# Bodyshop Woes



## lijongtao (Dec 1, 2017)

So I got the car back yesterday after 9 days in the bodyshop.

I paid to have a dent done to the side door with their dent specialist. He has done a good job of the dent but I was told he'd wet-sand it too as there were visible scratches. Although the dents gone the scratches remain. I paid £80 extra for this. 

Also as we were hit from behind the reg plate was all crushed in. It has come back OK but next to the plate there's a small dent still that wasn't there before the accident. It is right on the spot they have repaired and the paint isn't flat. Being a black car you can see it warps the panel and stands out a mile if there is a dent, and it does. It is very small, but it is there. It should be flat and you shouldn't be able to see the repair. 

Lastly, and this is just a gripe, the car was uber clean when it went there. I asked them not to clean it outside but to vacuum it. They've taken the boot liner out to check for damage and put it back in with white feet marks all over it. It is absolutely filthy and has been stood all over. Dash is dirty, centre console dirty etc. How it can get so dirty in a week beggars belief when the work was exterior. 

Should I complain or am I being nit picky? Thing is if it were on a silver car you wouldn't see it but it being black shows every mark. I will post pics tomorrow. Perhaps I am being an **** but the damage was not there before this accident. I want the car back like it was, not with a dent in it however small. 

Li


----------



## JamesRS5 (Oct 8, 2014)

Body shops are notoriously dusty places so the car being dusty on the inside isn’t really a surprise, that said, having shoe footprint marks all over the boot liner kind of tells you what level of care these guys are showing towards their work. Sounds like they just threw it on the floor instead of putting it to one side.

If you suspect the car isn’t right then take it back immediately to highlight the problems you’re seeing.


----------



## Ben_W (Feb 15, 2009)

As said above, they don't sound like the most careful guys in the world...

Unfortunately, you have to give them a chance to rectify things. Slightly concerned that you didn't check/pick up these things while the car was still with them (perhaps you did but haven't mentioned it?) when you collected it?


----------



## Jack R (Dec 15, 2014)

I refused to take one of mine home as I wasn’t happy with the repair, ended up taking another nine days before I collected it and was happy with what they’d done.


----------



## pee (Apr 6, 2009)

Didn’t you inspect the car before you took it home? I’d take it straight back and get it sorted.


----------



## GSD (Feb 6, 2011)

Firstly no you're not being too picky,personally I would live with the interior you shouldn't have to but you can get that back to pristine no problem the defect and the scratches I would not be happy with especially as you paid extra for those,good luck with it.


----------



## alfajim (May 4, 2011)

Last time I had my car in the paint shop, I had to take it back. There are good repairers and there are ones that are so pressured by the insurance companies that you get what they give you. 
I'd say the majority of people don't take a second look at the work that has been done. They're just happy to have their car back after a stressful time. 
Take it back, give them a chance to fix it, then never use them again.


----------



## lijongtao (Dec 1, 2017)

Ben_W said:


> As said above, they don't sound like the most careful guys in the world...
> 
> Unfortunately, you have to give them a chance to rectify things. Slightly concerned that you didn't check/pick up these things while the car was still with them (perhaps you did but haven't mentioned it?) when you collected it?

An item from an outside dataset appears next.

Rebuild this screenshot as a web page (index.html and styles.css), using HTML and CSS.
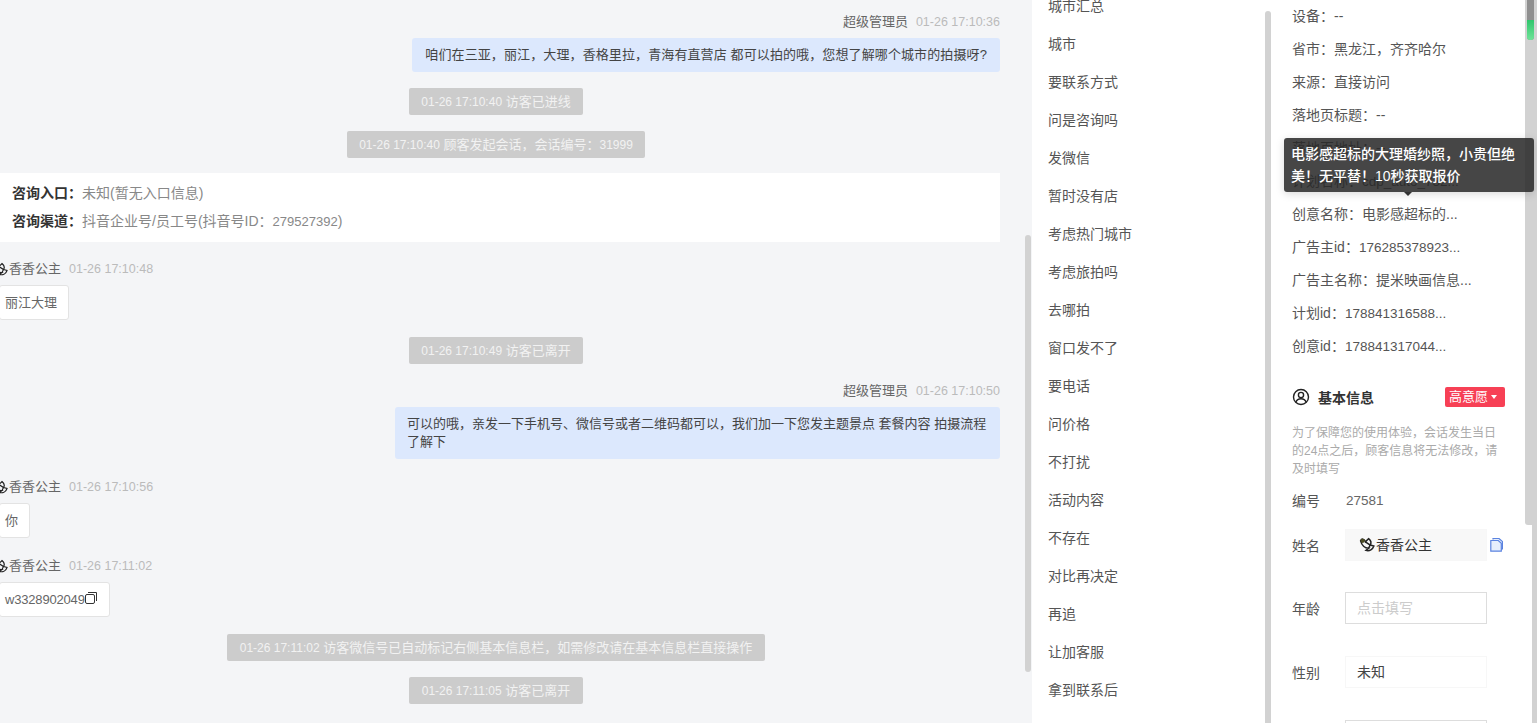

Car was taken 50 miles away by low loader and brought back the same way. It was so filthy I couldn't see the work until it was off and then rained a little to reveal all. It was filthy but I had no chance to see the repairs before hand.


----------



## lijongtao (Dec 1, 2017)

After Bodyshop


----------



## lijongtao (Dec 1, 2017)

Bodyshop 2


----------



## lijongtao (Dec 1, 2017)

Bodyshop 3


----------



## sshooie (May 15, 2007)

A body shop is no different to any other business, they have to churn work to make a profit, the flip side is also you must be happy with the work so I would 100% take it back and point out the bits you want rectifying.


----------



## Andyblue (Jun 20, 2017)

Get back in touch with them, explain the issues and go from there. If you're not happy, you just need to let them know and hopefully will be rectified easily


----------



## lijongtao (Dec 1, 2017)

On the first 3 pics what do you think it is on the paintwork where it looks cloudy? It's perfectly smooth, not scratched at all but almost white?


----------



## Rgk Detailing (Dec 6, 2006)

lijongtao said:


> On the first 3 pics what do you think it is on the paintwork where it looks cloudy? It's perfectly smooth, not scratched at all but almost white?


Those cloudy patches are where the person who was refinishing the paintwork after painting has struck through the clear coat, they have sanded and polished too much!

Richard


----------



## lijongtao (Dec 1, 2017)

Thanks Richard. I appreciate your advice. I will wait and see now what their process in for correcting their mistakes. I will keep you posted


----------



## lijongtao (Dec 1, 2017)

Rgk Detailing said:


> Those cloudy patches are where the person who was refinishing the paintwork after painting has struck through the clear coat, they have sanded and polished too much!
> 
> Richard


Bodyshop has been in touch today and said the cloudy paintwork is where they have probably picked up a chip in the paintwork and not polished it out enough? (I laughed too)
Said the chip on the rear of the car wasn't there when they left the shop, almost accusing me of doing it. I explained to get a chip on the back like that I'd have to be driving through grit at high speed backwards. 
Said it was fully polished when it left.
Said nothing about the boot liner, trivial I know and also nothing about the wet polishing that was supposed to have been done on the back door. either

It is being booked back in to have this work done.

I do understand that sometimes mistakes happen but to miss 2 huge cloudy marks, a chip, a dent, scratches and scratches on the door of which I paid extra for is just PP workmanship.


----------



## JCoxy (Dec 21, 2011)

First few pics are flatting marks, they've denibbed the paint and by the looks of it, not polished it back up, or it's been polished but it's contained many fillers so when it's washed off you get a true reading and see that, clearly no quality control after washing.

I'm in a quick turnaround shop and I go out after the guys have washed the car and I double check, you do get some comebacks but nothing as obvious as that


----------



## Rgk Detailing (Dec 6, 2006)

lijongtao said:


> Bodyshop has been in touch today and said the cloudy paintwork is where they have probably picked up a chip in the paintwork and not polished it out enough? (I laughed too)
> Said the chip on the rear of the car wasn't there when they left the shop, almost accusing me of doing it. I explained to get a chip on the back like that I'd have to be driving through grit at high speed backwards.
> Said it was fully polished when it left.
> Said nothing about the boot liner, trivial I know and also nothing about the wet polishing that was supposed to have been done on the back door. either
> ...


Definitely not a chip, the marks were likely masked by their polishing oils so wouldnt have shown initially, same with the flatting marks, the faltting marks need additional polishing to remove, however the strike through would require a repaint of the panel.


----------